I took today to reflect on how people treated me back then and currently. I hold great anger for those who bullied and abused me and undermined my character. This is just sick it makes me sick to think I let them abuse me in this way I go back and think just maybe if I had defended myself it would have gave me more control. The more the days ,weeks, months go by my the day is getting closer to ctb I wonder if my Sadness, depression ,anxiety can be justified for extreme anger and distruction
Hi dear
@nohopenohappiness
You know, when there's pain, wathever you lived or the way you interpret the events, you'll always be legitimate to feel what you are feeling.
People who want to ctb can be motivated for many and various reasons, but they are always legitimate to think that ctb is the right decision for them and they are always legitimate to feel that such a thing can makes them sad even if it may not have the same effect on someone else.
When you talk of being bullied, I understand, I was bullied in the past too.
Being abused leave deep and really hard sequels to deal with. We feel that we will never be the same, that we became paranoid to the point that for us, everybody can abuse us again, so we could think "Is it really worth it to trust someone again ?", we also feel terribly alone, we feel dirty, we feel damaged or only hanging by a thread..
I really understand that, I swear <3
It seems like you are wondering if your pain, sadness, anxiety is due to your extreme anger and self destruction or desire of distruction. I would say most likely yes and no.
I think that, the sadness could be explained by your anger, but also because you think that there will be no justice, because you lost a lot of self confidence, because you feel profondly hurt by the cruelty of people...
That's understandable, I'm sorry <3
Now, when you talk about your desire to ctb, it's your choice and if you think that this is the right choice, it's because it is probably (I don't know, I'm not you).

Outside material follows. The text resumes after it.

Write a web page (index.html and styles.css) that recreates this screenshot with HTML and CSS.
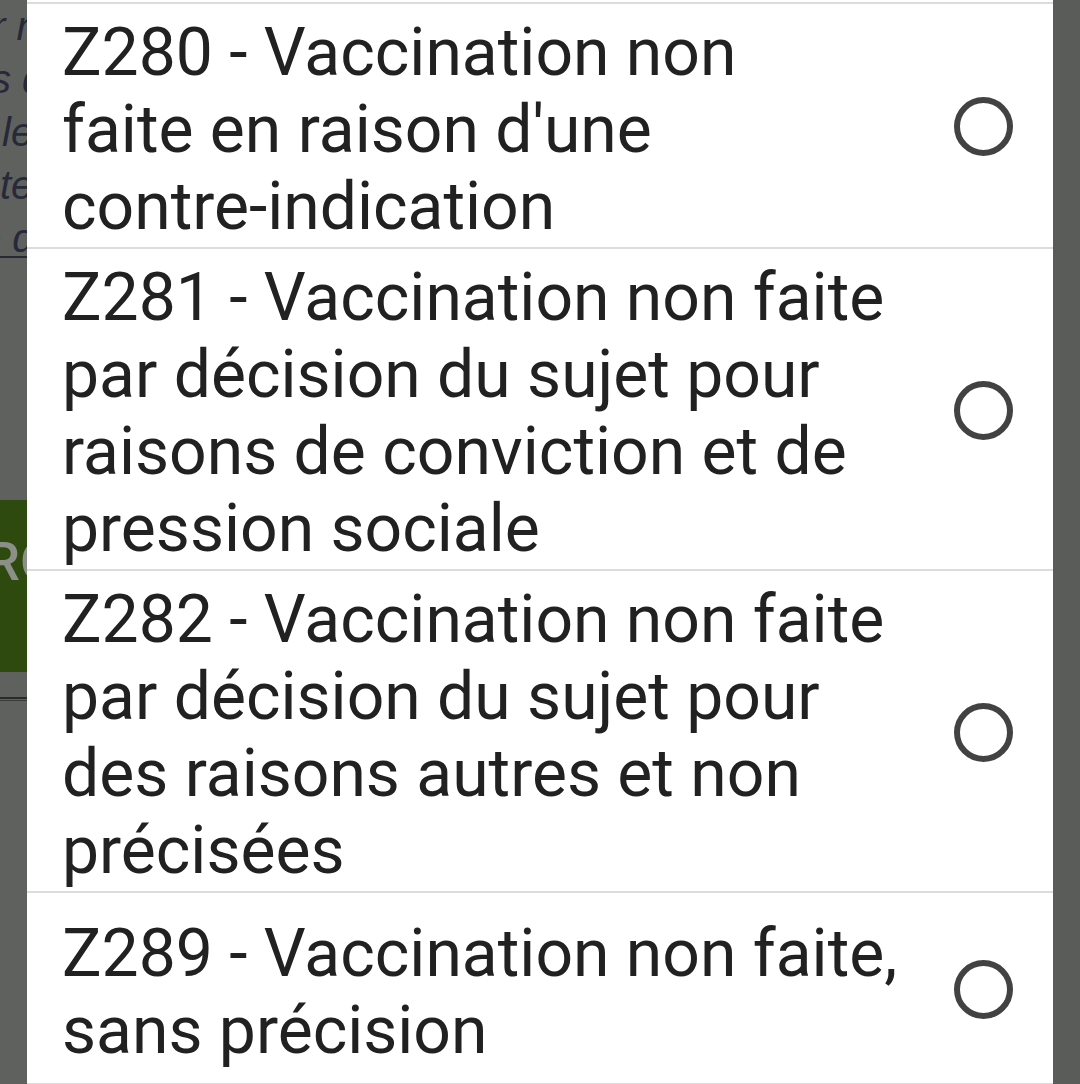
FILE: index.html
```html
<!DOCTYPE html>
<html lang="fr">
  <head>
    <meta charset="UTF-8" />
    <meta name="viewport" content="width=device-width, initial-scale=1.0" />
    <title>Motif de non-vaccination</title>
    <link rel="stylesheet" href="styles.css">
  </head>
  <body>
    <div class="screen">
      <!-- page behind the dialog, dimmed -->
      <div class="backdrop">
        <div class="bg-text">
          <p>r ne</p>
          <p>s de</p>
          <p>les</p>
          <p>tes</p>
          <p class="bg-link">e de</p>
        </div>
        <div class="bg-button">RO</div>
        <div class="bg-rule"></div>
      </div>

      <div class="dialog">
        <ul class="options">
          <li class="option">
            <span class="option-label">Z280 - Vaccination non<br>faite en raison d'une<br>contre-indication</span>
            <span class="radio"></span>
          </li>
          <li class="option">
            <span class="option-label">Z281 - Vaccination non faite<br>par décision du sujet pour<br>raisons de conviction et de<br>pression sociale</span>
            <span class="radio"></span>
          </li>
          <li class="option">
            <span class="option-label">Z282 - Vaccination non faite<br>par décision du sujet pour<br>des raisons autres et non<br>précisées</span>
            <span class="radio"></span>
          </li>
          <li class="option">
            <span class="option-label">Z289 - Vaccination non faite,<br>sans précision</span>
            <span class="radio"></span>
          </li>
        </ul>
      </div>

      <div class="backdrop backdrop-right"></div>
    </div>
  </body>
</html>
```

FILE: styles.css
```css
* {
  margin: 0;
  padding: 0;
  box-sizing: border-box;
}

html,
body {
  height: 100%;
  overflow: hidden;
}

body {
  font-family: Roboto, "Noto Sans", sans-serif;
  background: #5e605e;
}

.screen {
  display: grid;
  grid-template-columns: 27px 1026px 27px;
  height: 1084px;
}

.backdrop {
  background: #5f615f;
  overflow: hidden;
  display: flex;
  flex-direction: column;
}

.backdrop-right {
  background: #5a5c5a;
}

.bg-text p {
  font-family: "Liberation Sans", Arial, sans-serif;
  font-style: italic;
  font-size: 40px;
  line-height: 53px;
  color: #272939;
  white-space: nowrap;
}

.bg-text p:nth-child(1) { text-indent: -8px; }
.bg-text p:nth-child(2) { text-indent: -9px; }
.bg-text p:nth-child(3) { text-indent: 2px; }
.bg-text p:nth-child(4) { text-indent: 0; }
.bg-text p:nth-child(5) { text-indent: -21px; }

.bg-link {
  text-decoration: underline;
  text-decoration-thickness: 2px;
  text-underline-offset: 4px;
}

.bg-button {
  margin-top: 235px;
  height: 172px;
  background: #2f4a0e;
  color: #8b8f87;
  font-size: 54px;
  font-weight: 500;
  line-height: 124px;
  white-space: nowrap;
  text-indent: -14px;
}

.bg-rule {
  margin-top: 25px;
  height: 4px;
  border-top: 2px solid #2a2a2a;
  border-bottom: 1px solid #3a3a3a;
}

.dialog {
  background: #fff;
  overflow: hidden;
}

.options {
  list-style: none;
  border-top: 2px solid #dcdcdc;
  margin-top: 2px;
}

.option {
  display: flex;
  align-items: center;
  min-height: 192px;
  padding: 10px 40px 2px 35px;
  border-bottom: 2px solid #dcdcdc;
}

.option-label {
  flex: 1;
  font-size: 66px;
  line-height: 77px;
  color: #212121;
}

.radio {
  width: 59px;
  height: 59px;
  border: 6px solid #424242;
  border-radius: 50%;
  flex-shrink: 0;
  margin-top: -6px;
}
```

But, I hope that you could cry a lot. Cry a lot on all of these events, but so deeply that all the anger could vanish.
Of course, I imagine that you already cried, but I imagine that your cry were more meaning "there"s no hopes" than, I want to get rid of it for good. In any case, If I'm hurting, I'm really sorry, this is not my objective <3
Crying could help you to spend more time on others really important things of your life and maybe, I hope, letting go all the violence you lived could make you more relived, and I imagine that you could make decisions (ctb or not) but with more peace and serenity.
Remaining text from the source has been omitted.